Even in death, wrote one present, he carried such a vivacity of hatred for the English that Arthur Wellesley, standing over him in the flickering torchlight, could not believe him dead till he had felt the heart and pulse.
He was dressed in a white linen jacket, and loose drawers of flowered chintz, with a crimson cloth of silk and cotton round the waist. He was of small stature, a trifle corpulent, very dark of complexion, with aqualine nose, bold eyes and prominent chin. His brows were finely arched, and his hands and feet remarkably small and delicately shaped.
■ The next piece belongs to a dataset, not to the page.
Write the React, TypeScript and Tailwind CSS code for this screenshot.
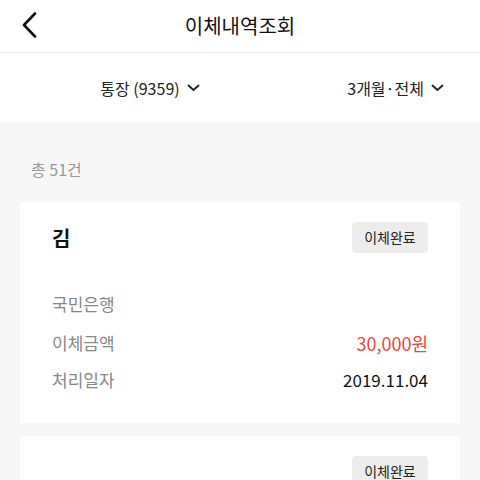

The following day, four companies of Europeans marched with his bier. It was borne by his personal attendants, and accompanied by the Kazi, chanting verses from the Quran. Thousands of the faithful prostrated themselves as the Sultan passed on his last journey through the streets toward Lal Bang, where they laid him with his father; the occasion of the last obsequies being rendered more awful by the bursting of a mighty thunderstorm.